Judi Online Hantui Generasi
Oleh: Ummu Syaqieb
Miris! sejumlah anak usia Sekolah Dasar didiagnosis kecanduan judi online dari konten live para streamer gim yang secara terang-terangan mempromosikan situs judi online. Menurut dokter spesialis yang menangani mereka, kecanduan terindikasi dari perilaku uring-uringan, tidak bisa tidur dan makan, lebih boros, suka menyendiri, dan performa belajar terganggu (bbc.com, 27/11/2024). Fakta ini tentu menambah deretan potrem buram generasi.
Pusat Pelaporan dan Analisis Transaksi Keuangan (PPATK) mencatat ada 2,7 juta masyarakat Indonesia yang terlibat judi online.
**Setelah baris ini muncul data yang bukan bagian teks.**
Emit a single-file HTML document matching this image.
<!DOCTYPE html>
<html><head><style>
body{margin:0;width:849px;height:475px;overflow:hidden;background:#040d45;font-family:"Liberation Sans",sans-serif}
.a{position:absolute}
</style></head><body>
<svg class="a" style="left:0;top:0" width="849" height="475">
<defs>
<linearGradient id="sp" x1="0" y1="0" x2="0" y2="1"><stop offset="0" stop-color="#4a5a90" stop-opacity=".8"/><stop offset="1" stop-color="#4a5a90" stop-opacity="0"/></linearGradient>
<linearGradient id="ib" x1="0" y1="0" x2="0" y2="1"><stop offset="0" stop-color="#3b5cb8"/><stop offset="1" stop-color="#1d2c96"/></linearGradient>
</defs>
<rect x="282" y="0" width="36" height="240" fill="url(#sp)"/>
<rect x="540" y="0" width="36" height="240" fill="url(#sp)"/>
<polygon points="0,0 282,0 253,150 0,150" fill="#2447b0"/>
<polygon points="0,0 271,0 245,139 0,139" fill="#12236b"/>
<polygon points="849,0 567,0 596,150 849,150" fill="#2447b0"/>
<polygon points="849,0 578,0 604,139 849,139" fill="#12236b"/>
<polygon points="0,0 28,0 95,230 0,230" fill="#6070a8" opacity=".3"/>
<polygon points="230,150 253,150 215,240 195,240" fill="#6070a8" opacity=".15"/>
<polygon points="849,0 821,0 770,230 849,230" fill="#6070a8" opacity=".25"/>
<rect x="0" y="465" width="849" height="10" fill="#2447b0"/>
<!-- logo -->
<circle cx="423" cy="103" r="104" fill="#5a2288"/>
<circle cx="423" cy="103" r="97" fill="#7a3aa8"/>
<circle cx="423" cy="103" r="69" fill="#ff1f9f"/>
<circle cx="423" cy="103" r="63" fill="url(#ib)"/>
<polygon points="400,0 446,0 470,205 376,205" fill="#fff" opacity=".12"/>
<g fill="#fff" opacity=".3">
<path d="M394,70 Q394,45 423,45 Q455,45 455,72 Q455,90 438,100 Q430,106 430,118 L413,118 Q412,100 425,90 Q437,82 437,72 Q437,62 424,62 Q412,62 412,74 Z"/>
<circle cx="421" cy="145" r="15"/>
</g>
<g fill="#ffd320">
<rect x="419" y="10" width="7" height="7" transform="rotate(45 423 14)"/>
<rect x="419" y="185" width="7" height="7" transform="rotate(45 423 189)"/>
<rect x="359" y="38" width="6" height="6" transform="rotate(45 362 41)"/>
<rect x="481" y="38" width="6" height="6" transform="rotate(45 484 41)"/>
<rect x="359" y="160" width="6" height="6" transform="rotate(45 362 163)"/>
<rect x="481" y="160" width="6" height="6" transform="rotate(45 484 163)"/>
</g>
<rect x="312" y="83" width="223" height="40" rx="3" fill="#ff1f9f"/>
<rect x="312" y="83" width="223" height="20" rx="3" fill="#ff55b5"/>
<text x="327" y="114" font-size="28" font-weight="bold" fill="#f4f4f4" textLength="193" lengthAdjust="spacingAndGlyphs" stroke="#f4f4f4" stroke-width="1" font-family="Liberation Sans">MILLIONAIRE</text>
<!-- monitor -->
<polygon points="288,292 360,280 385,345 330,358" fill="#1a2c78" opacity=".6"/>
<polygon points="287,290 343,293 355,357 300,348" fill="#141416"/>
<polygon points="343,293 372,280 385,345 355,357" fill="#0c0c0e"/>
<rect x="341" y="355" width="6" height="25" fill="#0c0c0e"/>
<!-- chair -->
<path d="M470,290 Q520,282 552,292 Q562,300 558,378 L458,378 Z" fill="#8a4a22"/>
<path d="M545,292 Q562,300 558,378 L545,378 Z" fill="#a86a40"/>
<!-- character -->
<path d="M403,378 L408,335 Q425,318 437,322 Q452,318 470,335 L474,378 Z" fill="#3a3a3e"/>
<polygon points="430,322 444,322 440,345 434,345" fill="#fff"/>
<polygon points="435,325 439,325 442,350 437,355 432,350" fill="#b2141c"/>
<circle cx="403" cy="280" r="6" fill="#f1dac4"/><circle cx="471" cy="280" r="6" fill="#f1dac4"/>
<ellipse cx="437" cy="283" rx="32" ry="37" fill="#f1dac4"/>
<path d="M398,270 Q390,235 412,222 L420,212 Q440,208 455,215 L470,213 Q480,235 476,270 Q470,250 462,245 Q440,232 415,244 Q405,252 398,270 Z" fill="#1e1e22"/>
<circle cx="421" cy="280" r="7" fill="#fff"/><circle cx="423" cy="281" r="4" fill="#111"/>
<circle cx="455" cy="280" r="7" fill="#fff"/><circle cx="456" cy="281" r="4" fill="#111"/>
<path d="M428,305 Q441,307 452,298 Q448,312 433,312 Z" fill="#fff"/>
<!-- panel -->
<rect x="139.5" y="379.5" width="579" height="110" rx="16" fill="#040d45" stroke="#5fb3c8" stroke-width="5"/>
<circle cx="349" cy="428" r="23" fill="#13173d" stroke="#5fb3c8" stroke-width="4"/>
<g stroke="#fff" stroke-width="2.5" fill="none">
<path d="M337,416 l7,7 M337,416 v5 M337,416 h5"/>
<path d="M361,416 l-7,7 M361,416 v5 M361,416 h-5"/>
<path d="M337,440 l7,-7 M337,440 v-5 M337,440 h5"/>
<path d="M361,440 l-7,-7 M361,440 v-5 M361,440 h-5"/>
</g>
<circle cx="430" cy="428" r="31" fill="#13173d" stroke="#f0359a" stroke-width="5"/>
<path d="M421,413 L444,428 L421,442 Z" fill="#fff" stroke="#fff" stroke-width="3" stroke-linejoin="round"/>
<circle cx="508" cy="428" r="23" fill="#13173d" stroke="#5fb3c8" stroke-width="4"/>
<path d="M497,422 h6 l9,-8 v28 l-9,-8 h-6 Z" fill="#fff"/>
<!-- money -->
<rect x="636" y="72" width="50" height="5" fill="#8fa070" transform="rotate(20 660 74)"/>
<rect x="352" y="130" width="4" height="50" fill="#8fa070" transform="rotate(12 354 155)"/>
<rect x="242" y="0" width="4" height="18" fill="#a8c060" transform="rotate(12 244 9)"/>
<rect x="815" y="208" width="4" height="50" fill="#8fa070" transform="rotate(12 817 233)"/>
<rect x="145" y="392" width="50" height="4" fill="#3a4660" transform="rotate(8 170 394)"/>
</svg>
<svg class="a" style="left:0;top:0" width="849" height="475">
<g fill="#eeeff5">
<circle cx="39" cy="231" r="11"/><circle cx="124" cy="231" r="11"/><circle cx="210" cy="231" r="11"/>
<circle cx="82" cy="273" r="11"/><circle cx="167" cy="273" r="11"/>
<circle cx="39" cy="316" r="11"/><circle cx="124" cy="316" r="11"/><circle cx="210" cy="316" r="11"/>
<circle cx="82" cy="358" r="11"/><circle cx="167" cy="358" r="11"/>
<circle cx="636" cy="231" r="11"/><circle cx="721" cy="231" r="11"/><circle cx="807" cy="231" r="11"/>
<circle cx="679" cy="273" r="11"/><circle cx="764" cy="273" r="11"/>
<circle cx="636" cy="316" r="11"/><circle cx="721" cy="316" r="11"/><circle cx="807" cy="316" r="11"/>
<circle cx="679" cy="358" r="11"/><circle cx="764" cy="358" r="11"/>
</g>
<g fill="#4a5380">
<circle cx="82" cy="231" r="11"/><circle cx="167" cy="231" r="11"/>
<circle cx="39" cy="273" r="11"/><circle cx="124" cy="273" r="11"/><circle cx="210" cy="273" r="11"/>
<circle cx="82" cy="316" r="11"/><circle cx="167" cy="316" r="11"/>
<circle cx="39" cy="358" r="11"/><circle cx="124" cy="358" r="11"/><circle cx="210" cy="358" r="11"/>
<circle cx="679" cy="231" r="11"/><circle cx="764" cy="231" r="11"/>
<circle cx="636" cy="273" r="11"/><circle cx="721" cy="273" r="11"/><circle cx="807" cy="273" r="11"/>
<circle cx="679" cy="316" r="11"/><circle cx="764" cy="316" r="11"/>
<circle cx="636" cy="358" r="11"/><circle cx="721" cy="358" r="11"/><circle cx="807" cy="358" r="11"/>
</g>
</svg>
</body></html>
Sebanyak 2.1 juta diantaranya merupakan warga berpenghasilan rendah dibawah Rp. 100.000. Masyarakat berpenghasilan rendah ini diantaranya pelajar, mahasiswa, guru, petani, ibu rumah tangga, pegawai swasta, dll. Adapun pelajar yang dimaksudkan anak-anak dengan jenjang pendidikan SMP hingga SMA.
Siapapun mengetahui bahwa judi sebuah perilaku buruk, disebut penyakit masyarakat dan secara hukum termasuk tindak pidana. Hanya saja, perilaku buruk ini nyatanya susah hilang dari masyarakat. Mengapa demikian?
Judi Langgeng, Buah Penerapan Sistem Rusak.
Tak bisa disangkal, judi online maupun offline merupakan praktik keburukan yang susah untuk dihilangkan. Meskipun termasuk tindakan kejahatan, namun sanksi yang ada selama ini ternyata tidak menimbulkan efek jera.
Setidaknya terdapat beberapa kondisi yang membuat praktik judi terus-menerus ada dan bergeliat, diantaranya:
1. Individu sekular berlandas kebebasan.
Sistem kehidupan kapitalisme yang sekular telah memisahkan agama dari kehidupan, hingga melahirkan individu jauh dari tatanan agama. Akibatnya, perilaku manusia cenderung bebas. Apa yang ia ingini, akan dilakukan, tanpa melihat lagi apakah sesuai atau justru bertentangan dengan syariat.
 Sistem kapitalisme yang materialistik juga menjadikan materi sebagai tujuan hidup sekaligus standar kebahagiaan manusia. Walhasil, apa yang bisa menghasilkan materi, maka itulah yang akan dilakukan. Tak peduli lagi standar halal-haram. Baik-buruk disandarkan pada teraih atau tidaknya materi. Dengan pandangan semacam ini, aktifitas haram selama bisa menghasilkan materi, seperti judi, menjadi lumrah untuk dilakukan. Maka, sistem kapitalisme sekular sejatinya tatanan kehidupan yang melahirkan kerusakan.
2. Masyarakat individualistis cenderung apatis.
Tak dipungkiri, masyarakat hari ini cenderung individualistis. Hal ini terlihat dari banyak kasus. Misal saja kasus kematian tetangga yang baru diketahui setelah waktu cukup lama, sering terjadi di kehidupan hari ini. Hal ini buah dari budaya amar-ma'ruf nahi mungkar yang semakin pudar dan berganti dengan corak individual yang lebih mementingkan kepentingan diri sendiri. Lahirlah sikap apatis atas kondisi yang menimpa orang lain. Kondisi masyarakat yang individualistis inilah membuat praktik keburukan seperti judi makin mudah dilakukan.
3. Negara yang tidak hadir secara optimal.
Praktik judi yang tetap marak, menjadi bukti bahwa negara yang sejatinya memiliki kuasa penuh, justru berdiri setengah hati dalam memberantas praktik haram ini. Menilik pernyataan wakil menteri Komunikasi dan Informatika (Kominfo) Nezar Patria yang mengakui perang terhadap judi online sangat berat, sehingga pihaknya mempertimbangkan membentuk satuan tugas yang terdiri dari kepolisian, Otoritas Jasa Keuangan (OJK) serta Pusat Pelaporan dan Analisis Transaksi Keuangan (PPATK).
Padahal jika serius dalam melindungi warga negara, terutama generasi, negara akan berusaha optimal melakukan penjagaan dan pemberantasan, meski harus berbiaya besar. Namun, langkah maksimal ini tidak akan ditempuh oleh negara bersistem kapitalisme, dimana para pemilik modal bisa mengendalikan negara hingga negara seolah tidak berkutik.